TASK DESCRIPTION:
Your copy of the material must match it exactly, except that pictures are dropped.

MATERIAL PROVIDED:
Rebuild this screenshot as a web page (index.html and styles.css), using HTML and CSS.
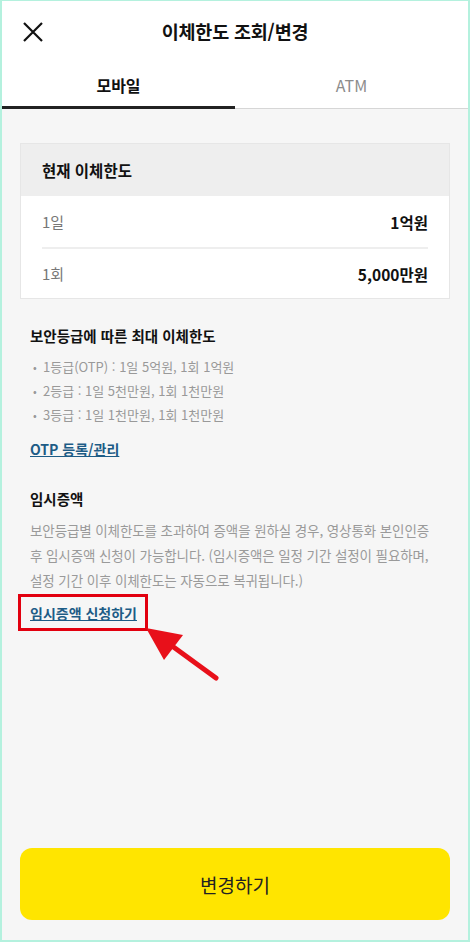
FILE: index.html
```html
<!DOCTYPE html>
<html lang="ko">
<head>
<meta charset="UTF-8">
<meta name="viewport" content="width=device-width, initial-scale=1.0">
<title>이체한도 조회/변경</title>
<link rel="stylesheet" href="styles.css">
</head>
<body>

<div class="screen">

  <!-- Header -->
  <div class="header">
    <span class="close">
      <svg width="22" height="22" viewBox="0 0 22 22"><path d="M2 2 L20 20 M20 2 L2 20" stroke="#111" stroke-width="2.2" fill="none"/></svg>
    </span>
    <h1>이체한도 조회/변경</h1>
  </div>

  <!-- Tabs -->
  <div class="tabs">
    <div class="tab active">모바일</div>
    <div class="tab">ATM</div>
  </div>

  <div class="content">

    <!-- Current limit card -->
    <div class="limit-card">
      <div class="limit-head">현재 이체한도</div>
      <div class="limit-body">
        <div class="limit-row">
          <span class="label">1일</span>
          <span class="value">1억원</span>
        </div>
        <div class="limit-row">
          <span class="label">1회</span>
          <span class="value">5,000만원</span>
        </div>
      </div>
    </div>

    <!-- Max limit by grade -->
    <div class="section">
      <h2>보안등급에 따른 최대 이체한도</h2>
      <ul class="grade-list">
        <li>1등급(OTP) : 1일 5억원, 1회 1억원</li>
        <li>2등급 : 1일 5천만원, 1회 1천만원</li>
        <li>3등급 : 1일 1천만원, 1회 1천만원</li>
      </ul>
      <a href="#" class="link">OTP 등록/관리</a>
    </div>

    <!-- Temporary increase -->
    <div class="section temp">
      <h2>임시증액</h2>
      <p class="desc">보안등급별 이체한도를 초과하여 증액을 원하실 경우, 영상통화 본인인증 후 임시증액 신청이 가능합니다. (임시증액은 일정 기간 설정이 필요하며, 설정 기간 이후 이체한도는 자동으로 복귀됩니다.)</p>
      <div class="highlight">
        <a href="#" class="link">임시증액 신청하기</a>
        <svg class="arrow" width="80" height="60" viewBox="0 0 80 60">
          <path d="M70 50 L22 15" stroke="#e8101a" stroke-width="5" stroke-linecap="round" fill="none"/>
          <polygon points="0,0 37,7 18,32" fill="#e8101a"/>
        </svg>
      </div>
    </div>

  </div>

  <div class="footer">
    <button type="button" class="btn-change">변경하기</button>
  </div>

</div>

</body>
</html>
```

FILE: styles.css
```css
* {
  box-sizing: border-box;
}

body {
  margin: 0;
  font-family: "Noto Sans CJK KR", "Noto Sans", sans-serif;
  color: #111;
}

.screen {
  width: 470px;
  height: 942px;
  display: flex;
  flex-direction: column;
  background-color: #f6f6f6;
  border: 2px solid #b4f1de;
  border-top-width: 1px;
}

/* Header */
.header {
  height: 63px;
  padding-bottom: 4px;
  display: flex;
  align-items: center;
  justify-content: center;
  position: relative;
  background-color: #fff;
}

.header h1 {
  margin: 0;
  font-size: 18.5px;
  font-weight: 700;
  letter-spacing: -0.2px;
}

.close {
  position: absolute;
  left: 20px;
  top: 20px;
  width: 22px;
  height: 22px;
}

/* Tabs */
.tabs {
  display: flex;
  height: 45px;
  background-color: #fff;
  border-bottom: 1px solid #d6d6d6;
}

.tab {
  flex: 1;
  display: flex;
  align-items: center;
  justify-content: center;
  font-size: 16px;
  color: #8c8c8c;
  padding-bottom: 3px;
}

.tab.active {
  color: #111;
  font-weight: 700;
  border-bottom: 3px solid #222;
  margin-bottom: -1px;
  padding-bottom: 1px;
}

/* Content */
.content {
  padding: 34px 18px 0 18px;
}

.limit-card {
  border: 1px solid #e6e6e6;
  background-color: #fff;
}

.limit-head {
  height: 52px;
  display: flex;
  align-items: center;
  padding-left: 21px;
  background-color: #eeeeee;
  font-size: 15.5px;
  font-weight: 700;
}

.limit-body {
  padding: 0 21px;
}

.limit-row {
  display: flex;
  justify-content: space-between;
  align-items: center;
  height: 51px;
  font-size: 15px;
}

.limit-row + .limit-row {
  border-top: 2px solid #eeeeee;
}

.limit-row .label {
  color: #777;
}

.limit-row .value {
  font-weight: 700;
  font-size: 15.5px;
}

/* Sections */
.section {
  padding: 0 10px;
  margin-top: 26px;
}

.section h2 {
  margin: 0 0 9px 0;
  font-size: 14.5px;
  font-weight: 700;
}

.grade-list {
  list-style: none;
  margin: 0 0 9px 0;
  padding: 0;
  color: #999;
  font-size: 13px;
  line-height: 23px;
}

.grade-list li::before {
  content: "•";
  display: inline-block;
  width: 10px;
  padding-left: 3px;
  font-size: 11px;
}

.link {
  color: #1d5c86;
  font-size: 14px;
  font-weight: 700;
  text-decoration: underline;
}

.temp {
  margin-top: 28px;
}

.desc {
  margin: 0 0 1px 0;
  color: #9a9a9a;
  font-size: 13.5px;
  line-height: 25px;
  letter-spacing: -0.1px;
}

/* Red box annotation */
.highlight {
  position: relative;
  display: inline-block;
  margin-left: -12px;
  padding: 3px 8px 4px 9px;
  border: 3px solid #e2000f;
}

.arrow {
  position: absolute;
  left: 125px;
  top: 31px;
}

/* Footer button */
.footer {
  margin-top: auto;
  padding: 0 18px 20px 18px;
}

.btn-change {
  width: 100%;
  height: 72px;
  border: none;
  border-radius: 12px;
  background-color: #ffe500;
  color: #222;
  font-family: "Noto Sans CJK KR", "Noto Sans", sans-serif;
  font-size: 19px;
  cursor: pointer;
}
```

THE SOLUTION:
Rebuild this screenshot as a web page (index.html and styles.css), using HTML and CSS.
FILE: index.html
```html
<!DOCTYPE html>
<html lang="ko">
<head>
<meta charset="UTF-8">
<meta name="viewport" content="width=device-width, initial-scale=1.0">
<title>이체한도 조회/변경</title>
<link rel="stylesheet" href="styles.css">
</head>
<body>

<div class="screen">

  <!-- Header -->
  <div class="header">
    <span class="close">
      <svg width="22" height="22" viewBox="0 0 22 22"><path d="M2 2 L20 20 M20 2 L2 20" stroke="#111" stroke-width="2.2" fill="none"/></svg>
    </span>
    <h1>이체한도 조회/변경</h1>
  </div>

  <!-- Tabs -->
  <div class="tabs">
    <div class="tab active">모바일</div>
    <div class="tab">ATM</div>
  </div>

  <div class="content">

    <!-- Current limit card -->
    <div class="limit-card">
      <div class="limit-head">현재 이체한도</div>
      <div class="limit-body">
        <div class="limit-row">
          <span class="label">1일</span>
          <span class="value">1억원</span>
        </div>
        <div class="limit-row">
          <span class="label">1회</span>
          <span class="value">5,000만원</span>
        </div>
      </div>
    </div>

    <!-- Max limit by grade -->
    <div class="section">
      <h2>보안등급에 따른 최대 이체한도</h2>
      <ul class="grade-list">
        <li>1등급(OTP) : 1일 5억원, 1회 1억원</li>
        <li>2등급 : 1일 5천만원, 1회 1천만원</li>
        <li>3등급 : 1일 1천만원, 1회 1천만원</li>
      </ul>
      <a href="#" class="link">OTP 등록/관리</a>
    </div>

    <!-- Temporary increase -->
    <div class="section temp">
      <h2>임시증액</h2>
      <p class="desc">보안등급별 이체한도를 초과하여 증액을 원하실 경우, 영상통화 본인인증 후 임시증액 신청이 가능합니다. (임시증액은 일정 기간 설정이 필요하며, 설정 기간 이후 이체한도는 자동으로 복귀됩니다.)</p>
      <div class="highlight">
        <a href="#" class="link">임시증액 신청하기</a>
        <svg class="arrow" width="80" height="60" viewBox="0 0 80 60">
          <path d="M70 50 L22 15" stroke="#e8101a" stroke-width="5" stroke-linecap="round" fill="none"/>
          <polygon points="0,0 37,7 18,32" fill="#e8101a"/>
        </svg>
      </div>
    </div>

  </div>

  <div class="footer">
    <button type="button" class="btn-change">변경하기</button>
  </div>

</div>

</body>
</html>
```

FILE: styles.css
```css
* {
  box-sizing: border-box;
}

body {
  margin: 0;
  font-family: "Noto Sans CJK KR", "Noto Sans", sans-serif;
  color: #111;
}

.screen {
  width: 470px;
  height: 942px;
  display: flex;
  flex-direction: column;
  background-color: #f6f6f6;
  border: 2px solid #b4f1de;
  border-top-width: 1px;
}

/* Header */
.header {
  height: 63px;
  padding-bottom: 4px;
  display: flex;
  align-items: center;
  justify-content: center;
  position: relative;
  background-color: #fff;
}

.header h1 {
  margin: 0;
  font-size: 18.5px;
  font-weight: 700;
  letter-spacing: -0.2px;
}

.close {
  position: absolute;
  left: 20px;
  top: 20px;
  width: 22px;
  height: 22px;
}

/* Tabs */
.tabs {
  display: flex;
  height: 45px;
  background-color: #fff;
  border-bottom: 1px solid #d6d6d6;
}

.tab {
  flex: 1;
  display: flex;
  align-items: center;
  justify-content: center;
  font-size: 16px;
  color: #8c8c8c;
  padding-bottom: 3px;
}

.tab.active {
  color: #111;
  font-weight: 700;
  border-bottom: 3px solid #222;
  margin-bottom: -1px;
  padding-bottom: 1px;
}

/* Content */
.content {
  padding: 34px 18px 0 18px;
}

.limit-card {
  border: 1px solid #e6e6e6;
  background-color: #fff;
}

.limit-head {
  height: 52px;
  display: flex;
  align-items: center;
  padding-left: 21px;
  background-color: #eeeeee;
  font-size: 15.5px;
  font-weight: 700;
}

.limit-body {
  padding: 0 21px;
}

.limit-row {
  display: flex;
  justify-content: space-between;
  align-items: center;
  height: 51px;
  font-size: 15px;
}

.limit-row + .limit-row {
  border-top: 2px solid #eeeeee;
}

.limit-row .label {
  color: #777;
}

.limit-row .value {
  font-weight: 700;
  font-size: 15.5px;
}

/* Sections */
.section {
  padding: 0 10px;
  margin-top: 26px;
}

.section h2 {
  margin: 0 0 9px 0;
  font-size: 14.5px;
  font-weight: 700;
}

.grade-list {
  list-style: none;
  margin: 0 0 9px 0;
  padding: 0;
  color: #999;
  font-size: 13px;
  line-height: 23px;
}

.grade-list li::before {
  content: "•";
  display: inline-block;
  width: 10px;
  padding-left: 3px;
  font-size: 11px;
}

.link {
  color: #1d5c86;
  font-size: 14px;
  font-weight: 700;
  text-decoration: underline;
}

.temp {
  margin-top: 28px;
}

.desc {
  margin: 0 0 1px 0;
  color: #9a9a9a;
  font-size: 13.5px;
  line-height: 25px;
  letter-spacing: -0.1px;
}

/* Red box annotation */
.highlight {
  position: relative;
  display: inline-block;
  margin-left: -12px;
  padding: 3px 8px 4px 9px;
  border: 3px solid #e2000f;
}

.arrow {
  position: absolute;
  left: 125px;
  top: 31px;
}

/* Footer button */
.footer {
  margin-top: auto;
  padding: 0 18px 20px 18px;
}

.btn-change {
  width: 100%;
  height: 72px;
  border: none;
  border-radius: 12px;
  background-color: #ffe500;
  color: #222;
  font-family: "Noto Sans CJK KR", "Noto Sans", sans-serif;
  font-size: 19px;
  cursor: pointer;
}
```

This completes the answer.